[Aim of the task] Where a line contains the string "page", copy that line.
================
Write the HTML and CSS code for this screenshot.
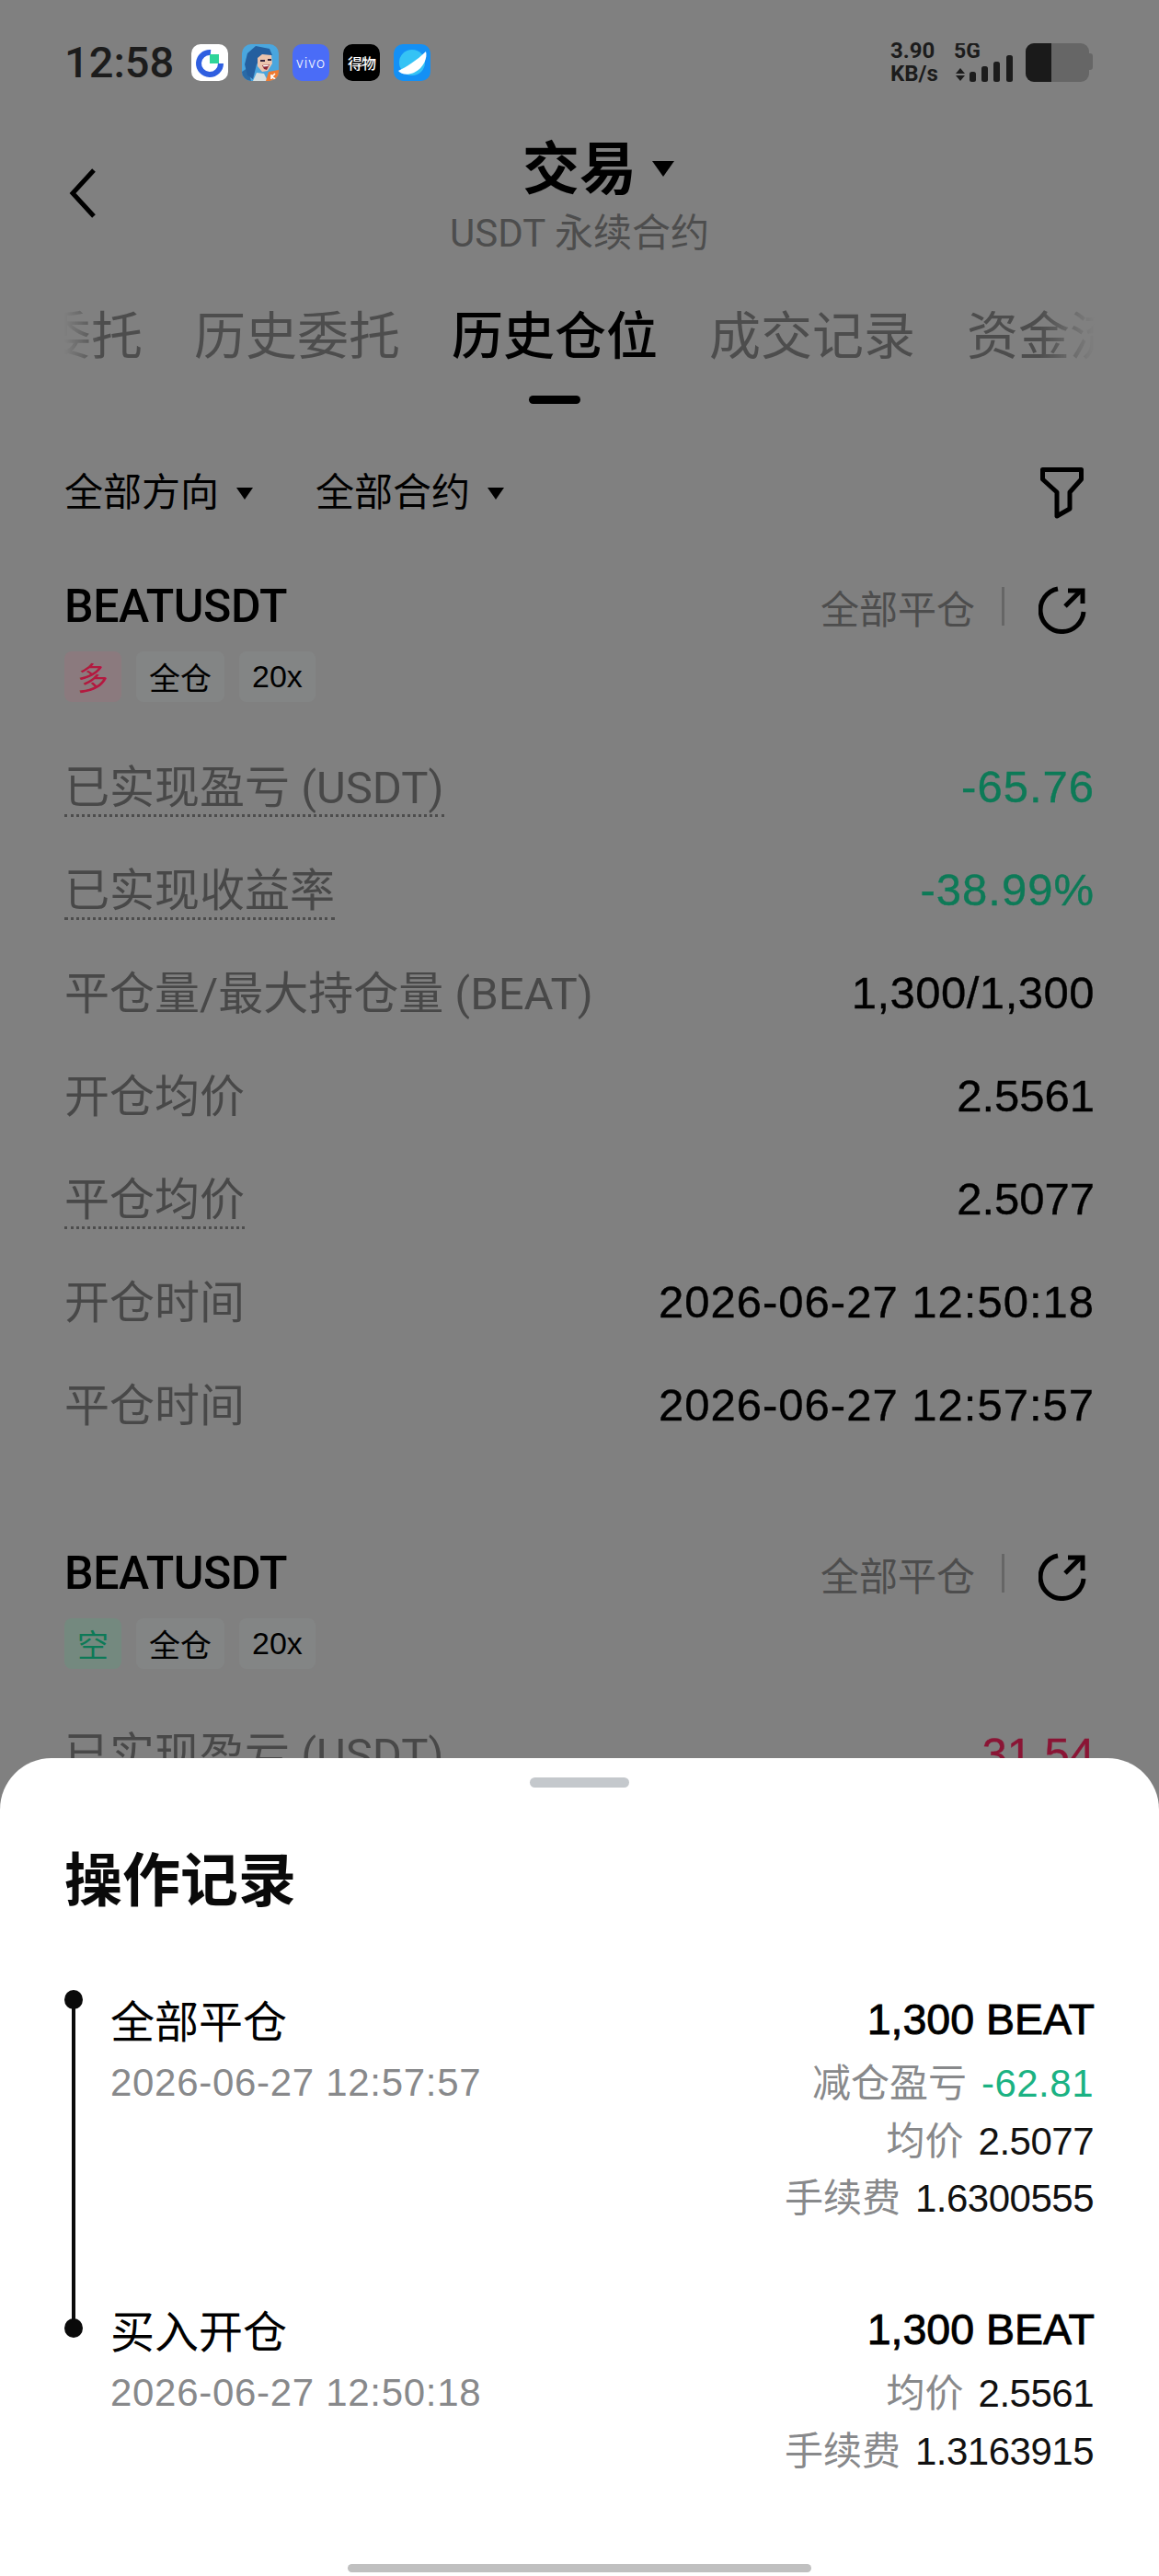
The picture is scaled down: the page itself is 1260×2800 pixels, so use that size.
FILE: index.html
```html
<!DOCTYPE html>
<html>
<head>
  <title>操作记录</title>
  <link rel="stylesheet" href="styles.css">
</head>
<body>
  <div class="page">
    <div class="status-bar">
      <div class="status-left">
        <span class="clock">12:58</span>
        <div class="app-icon icon-white">
          <svg width="40" height="40" viewBox="0 0 40 40">
            <path d="M21 9 A12 12 0 1 0 32 21" fill="none" stroke="#2f5fe0" stroke-width="6"/>
            <rect x="20" y="11" width="10" height="10" fill="#2fd59a"/>
          </svg>
        </div>
        <div class="app-icon">
          <svg width="40" height="40" viewBox="0 0 40 40">
            <rect width="40" height="40" fill="#4aa6de"/>
            <path d="M0 40 V30 L6 26 L10 40 Z" fill="#2a6aa6"/>
            <path d="M15 2 L6 10 L3 22 L6 34 L12 38 L16 22 L22 12 L33 12 L30 5 Z" fill="#245f9f"/>
            <path d="M17 15 L22 11 L32 12 L33 21 L28 29 L22 30 L17 24 Z" fill="#ecc4ad"/>
            <path d="M20 18 L25 18 M28 17 L32 17" stroke="#33223a" stroke-width="2"/>
            <path d="M22 23 L30 22 L27 28 L24 27 Z" fill="#8a2434"/>
            <path d="M23 23 L29 22.5 L28.5 24 L23.5 24.5 Z" fill="#fff"/>
            <path d="M12 40 L16 31 L24 32 L28 40 Z" fill="#d6dfe0"/>
            <path d="M26 40 L29 30 L40 28 V40 Z" fill="#ef7b32"/>
            <path d="M32 33 V38 M36 32 L32.5 35.5 L36.5 38" fill="none" stroke="#fff" stroke-width="1.6"/>
          </svg>
        </div>
        <div class="app-icon icon-vivo">vivo</div>
        <div class="app-icon icon-dewu">得物</div>
        <div class="app-icon icon-planet">
          <svg width="40" height="40" viewBox="0 0 40 40">
            <circle cx="20" cy="20" r="14" fill="#35c3f5"/>
            <path d="M5 29 C12 26 26 17 35 8 C37 14 33 26 22 31 C15 34 8 33 5 29 Z" fill="#fff"/>
          </svg>
        </div>
      </div>
      <div class="status-right">
        <div class="speed"><span>3.90</span><span>KB/s</span></div>
        <svg class="signal" width="66" height="42" viewBox="0 0 66 42">
          <text x="0" y="16" class="signal-text">5G</text>
          <path d="M2 33 L7 27 L12 33 Z M2 35 L7 41 L12 35 Z" fill="#1c1c1c"/>
          <rect x="17" y="31" width="7" height="11" rx="2.5" fill="#1c1c1c"/>
          <rect x="30" y="25" width="7" height="17" rx="2.5" fill="#1c1c1c"/>
          <rect x="43" y="20" width="7" height="22" rx="2.5" fill="#1c1c1c"/>
          <rect x="57" y="13" width="7" height="29" rx="2.5" fill="#1c1c1c"/>
        </svg>
        <svg class="battery" width="73" height="42" viewBox="0 0 73 42">
          <rect x="0" y="0" width="69" height="42" rx="9" fill="#666"/>
          <path d="M68 11 H70 A3 3 0 0 1 73 14 V26 A3 3 0 0 1 70 29 H68 Z" fill="#666"/>
          <path d="M9 0 H28 V42 H9 A9 9 0 0 1 0 33 V9 A9 9 0 0 1 9 0 Z" fill="#1a1a1a"/>
        </svg>
      </div>
    </div>

    <div class="nav">
      <svg class="back" width="30" height="54" viewBox="0 0 30 54">
        <path d="M27 2 L4 27 L27 52" fill="none" stroke="#000" stroke-width="5"/>
      </svg>
      <div class="nav-title">
        <div class="title-line">交易<span class="caret caret-big"></span></div>
        <div class="subtitle">USDT 永续合约</div>
      </div>
    </div>

    <div class="tabs">
      <div class="tab tab-first">当前委托</div>
      <div class="tab">历史委托</div>
      <div class="tab active">历史仓位</div>
      <div class="tab">成交记录</div>
      <div class="tab">资金流水</div>
    </div>

    <div class="filters">
      <span class="filter">全部方向<span class="caret"></span></span>
      <span class="filter">全部合约<span class="caret"></span></span>
      <svg class="funnel" width="47" height="56" viewBox="0 0 47 56">
        <path d="M2.5 2.5 H44.5 V13 L32 27 V45 L18 53 V27 L2.5 13 Z" fill="none" stroke="#000" stroke-width="5" stroke-linejoin="round"/>
      </svg>
    </div>

    <div class="card">
      <div class="card-head">
        <span class="symbol">BEATUSDT</span>
        <div class="card-actions">
          <span class="close-all">全部平仓</span>
          <span class="divider"></span>
          <svg class="share" width="52" height="52" viewBox="0 0 52 52">
            <path d="M21 3 A23.5 23.5 0 1 0 49 28" fill="none" stroke="#000" stroke-width="5"/>
            <path d="M29 22 L46 5" fill="none" stroke="#000" stroke-width="5"/>
            <path d="M32 5 H48 V19" fill="none" stroke="#000" stroke-width="5"/>
          </svg>
        </div>
      </div>
      <div class="tags">
        <span class="tag tag-long">多</span>
        <span class="tag">全仓</span>
        <span class="tag">20x</span>
      </div>
      <div class="rows">
        <div class="row"><span class="label dotted">已实现盈亏 (USDT)</span><span class="value wide green">-65.76</span></div>
        <div class="row"><span class="label dotted">已实现收益率</span><span class="value wide green">-38.99%</span></div>
        <div class="row"><span class="label">平仓量/最大持仓量 (BEAT)</span><span class="value amount">1,300/1,300</span></div>
        <div class="row"><span class="label">开仓均价</span><span class="value">2.5561</span></div>
        <div class="row"><span class="label dotted">平仓均价</span><span class="value">2.5077</span></div>
        <div class="row"><span class="label">开仓时间</span><span class="value wide">2026-06-27 12:50:18</span></div>
        <div class="row"><span class="label">平仓时间</span><span class="value wide">2026-06-27 12:57:57</span></div>
      </div>
    </div>

    <div class="card card-next">
      <div class="card-head">
        <span class="symbol">BEATUSDT</span>
        <div class="card-actions">
          <span class="close-all">全部平仓</span>
          <span class="divider"></span>
          <svg class="share" width="52" height="52" viewBox="0 0 52 52">
            <path d="M21 3 A23.5 23.5 0 1 0 49 28" fill="none" stroke="#000" stroke-width="5"/>
            <path d="M29 22 L46 5" fill="none" stroke="#000" stroke-width="5"/>
            <path d="M32 5 H48 V19" fill="none" stroke="#000" stroke-width="5"/>
          </svg>
        </div>
      </div>
      <div class="tags">
        <span class="tag tag-short">空</span>
        <span class="tag">全仓</span>
        <span class="tag">20x</span>
      </div>
      <div class="rows">
        <div class="row"><span class="label dotted">已实现盈亏 (USDT)</span><span class="value red">31.54</span></div>
      </div>
    </div>

    <div class="sheet">
      <div class="handle"></div>
      <h2 class="sheet-title">操作记录</h2>
      <div class="log">
        <div class="log-item log-top">
          <div>
            <div class="log-name">全部平仓</div>
            <div class="log-date">2026-06-27 12:57:57</div>
          </div>
          <div class="log-info">
            <div class="log-amount">1,300 BEAT</div>
            <div class="log-line log-line-first"><span class="muted">减仓盈亏</span><span class="num profit">-62.81</span></div>
            <div class="log-line"><span class="muted">均价</span><span class="num">2.5077</span></div>
            <div class="log-line"><span class="muted">手续费</span><span class="num">1.6300555</span></div>
          </div>
        </div>
        <div class="log-item log-bottom">
          <div>
            <div class="log-name">买入开仓</div>
            <div class="log-date">2026-06-27 12:50:18</div>
          </div>
          <div class="log-info">
            <div class="log-amount">1,300 BEAT</div>
            <div class="log-line log-line-first"><span class="muted">均价</span><span class="num">2.5561</span></div>
            <div class="log-line"><span class="muted">手续费</span><span class="num">1.3163915</span></div>
          </div>
        </div>
      </div>
      <div class="home-bar"></div>
    </div>
  </div>
</body>
</html>
```

FILE: styles.css
```css
* {
  box-sizing: border-box;
}

body {
  margin: 0;
  font-family: Roboto, "Noto Sans CJK SC", sans-serif;
  color: #000;
}

.page {
  position: relative;
  width: 1260px;
  height: 2800px;
  padding: 47px 70px 0;
  overflow: hidden;
  background-color: #808080;
}

/* Status bar */
.status-bar {
  display: flex;
  justify-content: space-between;
  align-items: center;
  height: 42px;
}

.status-left {
  display: flex;
  align-items: center;
  gap: 15px;
}

.clock {
  width: 123px;
  font-size: 47px;
  font-weight: 500;
  line-height: 42px;
  color: #1c1c1c;
}

.app-icon {
  display: flex;
  justify-content: center;
  align-items: center;
  width: 40px;
  height: 40px;
  border-radius: 10px;
  overflow: hidden;
}

.icon-white {
  background-color: #fff;
}

.icon-vivo {
  background-color: #4a6cf7;
  color: #fff;
  font-size: 16px;
  font-weight: 300;
  letter-spacing: 1px;
}

.icon-dewu {
  background-color: #000;
  color: #fff;
  font-size: 16px;
  font-weight: 500;
  letter-spacing: -1px;
}

.icon-planet {
  background-color: #1490f5;
}

.status-right {
  display: flex;
  align-items: center;
  margin-right: 2px;
}

.speed {
  display: flex;
  flex-direction: column;
  width: 69px;
  font-size: 24px;
  font-weight: 700;
  line-height: 25px;
  color: #1c1c1c;
}

.signal {
  margin-right: 12px;
}

.signal-text {
  font-family: Roboto, sans-serif;
  font-size: 23px;
  font-weight: 700;
  fill: #1c1c1c;
}

/* Title */
.nav {
  position: relative;
  margin-top: 61px;
  text-align: center;
}

.back {
  position: absolute;
  left: 5px;
  top: 33px;
}

.title-line {
  font-size: 62px;
  font-weight: 700;
  line-height: 70px;
}

.subtitle {
  margin-top: 12px;
  font-size: 42px;
  line-height: 44px;
  color: #4d4d4d;
}

.caret {
  display: inline-block;
  width: 0;
  height: 0;
  margin-left: 19px;
  vertical-align: middle;
  border-left: 9px solid transparent;
  border-right: 9px solid transparent;
  border-top: 13px solid #000;
}

.caret-big {
  position: relative;
  top: -6px;
  margin-left: 17px;
  margin-right: -41px;
  border-left-width: 12px;
  border-right-width: 12px;
  border-top-width: 17px;
}

/* Tabs */
.tabs {
  display: flex;
  gap: 56px;
  height: 110px;
  margin-top: 54px;
  overflow: hidden;
  -webkit-mask-image: linear-gradient(to right, transparent 0, #000 40px, #000 1060px, transparent 1120px);
  mask-image: linear-gradient(to right, transparent 0, #000 40px, #000 1060px, transparent 1120px);
}

.tab {
  display: flex;
  flex-direction: column;
  align-items: center;
  flex-shrink: 0;
  font-size: 56px;
  line-height: 72px;
  color: #4d4d4d;
}

.tab-first {
  margin-left: -139px;
}

.tab.active {
  font-weight: 500;
  color: #000;
}

.tab.active::after {
  content: "";
  width: 56px;
  height: 9px;
  margin-top: 28px;
  border-radius: 5px;
  background-color: #000;
}

/* Filters */
.filters {
  display: flex;
  align-items: center;
  height: 56px;
  margin-top: 68px;
}

.filter {
  display: flex;
  align-items: center;
  margin-right: 68px;
  font-size: 42px;
  line-height: 56px;
}

.funnel {
  margin-left: auto;
  margin-right: 12px;
}

/* Position cards */
.card {
  margin-top: 65px;
}

.card-next {
  margin-top: 95px;
}

.card-head {
  display: flex;
  justify-content: space-between;
  align-items: center;
  height: 60px;
}

.symbol {
  font-size: 50px;
  font-weight: 500;
  letter-spacing: -0.4px;
}

.card-actions {
  display: flex;
  align-items: center;
  margin-right: 9px;
}

.close-all {
  font-size: 42px;
  color: #4d4d4d;
}

.divider {
  width: 3px;
  height: 42px;
  margin: 0 37px 0 29px;
  background-color: #666;
}

.share {
  margin-top: 8px;
}

.tags {
  display: flex;
  gap: 16px;
  margin-top: 19px;
}

.tag {
  display: flex;
  align-items: center;
  height: 55px;
  padding: 0 14px;
  border-radius: 8px;
  background-color: #838585;
  font-family: "Liberation Sans", "Noto Sans CJK SC", sans-serif;
  font-size: 34px;
}

.tag-long {
  background-color: #8b7a7e;
  color: #b3193f;
}

.tag-short {
  background-color: #74897f;
  color: #0d7a57;
}

.rows {
  margin-top: 38px;
}

.row {
  display: flex;
  justify-content: space-between;
  align-items: center;
  height: 112px;
}

.label {
  font-size: 49px;
  line-height: 56px;
  color: #484848;
}

.dotted {
  padding-top: 3px;
  border-bottom: 3px dotted #4d4d4d;
}

.value {
  padding-bottom: 4px;
  font-family: "Liberation Sans", sans-serif;
  font-size: 49px;
  -webkit-text-stroke: 0.4px currentColor;
}

.value.wide {
  letter-spacing: 1px;
}

.value.amount {
  letter-spacing: 0.5px;
}

.green {
  color: #0d7a57;
}

.red {
  color: #8a1535;
}

/* Bottom sheet */
.sheet {
  position: absolute;
  left: 0;
  right: 0;
  top: 1911px;
  bottom: 0;
  display: flex;
  flex-direction: column;
  padding: 21px 70px 4px;
  border-radius: 56px 56px 0 0;
  background-color: #fff;
}

.handle {
  align-self: center;
  width: 108px;
  height: 11px;
  border-radius: 6px;
  background-color: #c4c8cc;
}

.sheet-title {
  margin: 62px 0 0;
  font-size: 63px;
  font-weight: 700;
  line-height: 80px;
  color: #0a0a0a;
}

.log {
  margin-top: 79px;
}

.log-item {
  position: relative;
  display: flex;
  justify-content: space-between;
  padding-left: 50px;
}

.log-item::before {
  content: "";
  position: absolute;
  left: 0;
  width: 20px;
  height: 21px;
  border-radius: 50%;
  background-color: #0a0a0a;
}

.log-top {
  margin-bottom: 79.5px;
}

.log-top::before {
  top: -1px;
}

.log-top::after {
  content: "";
  position: absolute;
  left: 8px;
  top: 9px;
  width: 4px;
  height: 357px;
  background-color: #0a0a0a;
}

.log-bottom::before {
  top: 19px;
}

.log-name {
  padding-top: 4px;
  font-size: 48px;
  line-height: 62px;
}

.log-date {
  margin-top: 3px;
  font-family: "Liberation Sans", sans-serif;
  font-size: 42px;
  letter-spacing: 0.7px;
  line-height: 62px;
  color: #88898b;
}

.log-info {
  text-align: right;
}

.log-amount {
  font-family: "Liberation Sans", sans-serif;
  font-size: 46.5px;
  line-height: 62px;
  -webkit-text-stroke: 0.9px #000;
}

.log-line {
  display: flex;
  justify-content: flex-end;
  align-items: baseline;
  gap: 16px;
  padding-right: 1px;
  font-size: 42px;
  line-height: 62.5px;
  color: #111;
}

.log-line-first {
  margin-top: 8px;
}

.num {
  font-family: "Liberation Sans", sans-serif;
  letter-spacing: -0.5px;
}

.muted {
  color: #88898b;
}

.profit {
  letter-spacing: 0.5px;
  color: #1bb283;
}

.home-bar {
  align-self: center;
  width: 504px;
  height: 9px;
  margin-top: auto;
  border-radius: 5px;
  background-color: #c0c0c0;
}
```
================
[Finished answer]
The picture is scaled down: the page itself is 1260×2800 pixels, so use that size.
  <div class="page">
.page {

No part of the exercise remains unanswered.